» **The task**:
Do not copy the pictures; transcribe all other material exactly.

Start of Data

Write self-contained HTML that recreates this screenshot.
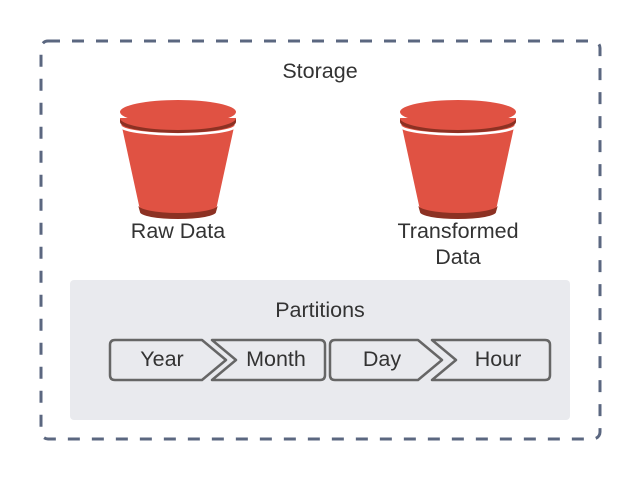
<!DOCTYPE html>
<html><head><style>
body{margin:0;width:640px;height:480px;background:#fff;overflow:hidden}
</style></head><body>
<svg width="640" height="480" xmlns="http://www.w3.org/2000/svg" font-family="Liberation Sans, sans-serif" fill="#333">
<rect x="41" y="41" width="559" height="398" rx="7" fill="none" stroke="#5b6780" stroke-width="3" stroke-dasharray="12 12"/>
<rect x="70" y="280" width="500" height="140" rx="4" fill="#e9eaee"/>
<text x="320" y="78" font-size="21.5" text-anchor="middle" fill="#333">Storage</text>
<g id="b">
<path d="M120 118 L140 210 A38 8 0 0 0 216 210 L236 118 Z" fill="#e05243"/>
<path d="M138 205 A40 8 0 0 0 218 205 L216 212 A38 7 0 0 1 140 212 Z" fill="#8c3123"/>
<path d="M120 118 A58 12 0 0 0 236 118 L236 122 A58 11 0 0 1 120 122 Z" fill="#8c3123"/>
<path d="M121 127 A58 9 0 0 0 235 127" fill="none" stroke="#fff" stroke-width="2.5"/>
<ellipse cx="178" cy="112" rx="58" ry="12" fill="#e05243"/>
</g>
<use href="#b" x="280"/>
<text x="178" y="238" font-size="21.5" text-anchor="middle">Raw Data</text>
<text x="458" y="238" font-size="21.5" text-anchor="middle">Transformed</text>
<text x="458" y="264" font-size="21.5" text-anchor="middle">Data</text>
<text x="320" y="317" font-size="21.5" text-anchor="middle">Partitions</text>
<g fill="#e9eaee" stroke="#666" stroke-width="2.5" stroke-linejoin="round">
<path d="M115 340 H202 L226 360 L202 380 H115 Q110 380 110 375 V345 Q110 340 115 340 Z"/>
<path d="M212 340 H320 Q325 340 325 345 V375 Q325 380 320 380 H212 L236 360 Z"/>
<path d="M335 340 H418 L442 360 L418 380 H335 Q330 380 330 375 V345 Q330 340 335 340 Z"/>
<path d="M432 340 H545 Q550 340 550 345 V375 Q550 380 545 380 H432 L456 360 Z"/>
</g>
<g font-size="21.5" text-anchor="middle">
<text x="162" y="366">Year</text>
<text x="276" y="366">Month</text>
<text x="382" y="366">Day</text>
<text x="498" y="366">Hour</text>
</g>
</svg>
</body></html>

End of Data

» **Answer to the exercise**:
Write self-contained HTML that recreates this screenshot.
<!DOCTYPE html>
<html><head><style>
body{margin:0;width:640px;height:480px;background:#fff;overflow:hidden}
</style></head><body>
<svg width="640" height="480" xmlns="http://www.w3.org/2000/svg" font-family="Liberation Sans, sans-serif" fill="#333">
<rect x="41" y="41" width="559" height="398" rx="7" fill="none" stroke="#5b6780" stroke-width="3" stroke-dasharray="12 12"/>
<rect x="70" y="280" width="500" height="140" rx="4" fill="#e9eaee"/>
<text x="320" y="78" font-size="21.5" text-anchor="middle" fill="#333">Storage</text>
<g id="b">
<path d="M120 118 L140 210 A38 8 0 0 0 216 210 L236 118 Z" fill="#e05243"/>
<path d="M138 205 A40 8 0 0 0 218 205 L216 212 A38 7 0 0 1 140 212 Z" fill="#8c3123"/>
<path d="M120 118 A58 12 0 0 0 236 118 L236 122 A58 11 0 0 1 120 122 Z" fill="#8c3123"/>
<path d="M121 127 A58 9 0 0 0 235 127" fill="none" stroke="#fff" stroke-width="2.5"/>
<ellipse cx="178" cy="112" rx="58" ry="12" fill="#e05243"/>
</g>
<use href="#b" x="280"/>
<text x="178" y="238" font-size="21.5" text-anchor="middle">Raw Data</text>
<text x="458" y="238" font-size="21.5" text-anchor="middle">Transformed</text>
<text x="458" y="264" font-size="21.5" text-anchor="middle">Data</text>
<text x="320" y="317" font-size="21.5" text-anchor="middle">Partitions</text>
<g fill="#e9eaee" stroke="#666" stroke-width="2.5" stroke-linejoin="round">
<path d="M115 340 H202 L226 360 L202 380 H115 Q110 380 110 375 V345 Q110 340 115 340 Z"/>
<path d="M212 340 H320 Q325 340 325 345 V375 Q325 380 320 380 H212 L236 360 Z"/>
<path d="M335 340 H418 L442 360 L418 380 H335 Q330 380 330 375 V345 Q330 340 335 340 Z"/>
<path d="M432 340 H545 Q550 340 550 345 V375 Q550 380 545 380 H432 L456 360 Z"/>
</g>
<g font-size="21.5" text-anchor="middle">
<text x="162" y="366">Year</text>
<text x="276" y="366">Month</text>
<text x="382" y="366">Day</text>
<text x="498" y="366">Hour</text>
</g>
</svg>
</body></html>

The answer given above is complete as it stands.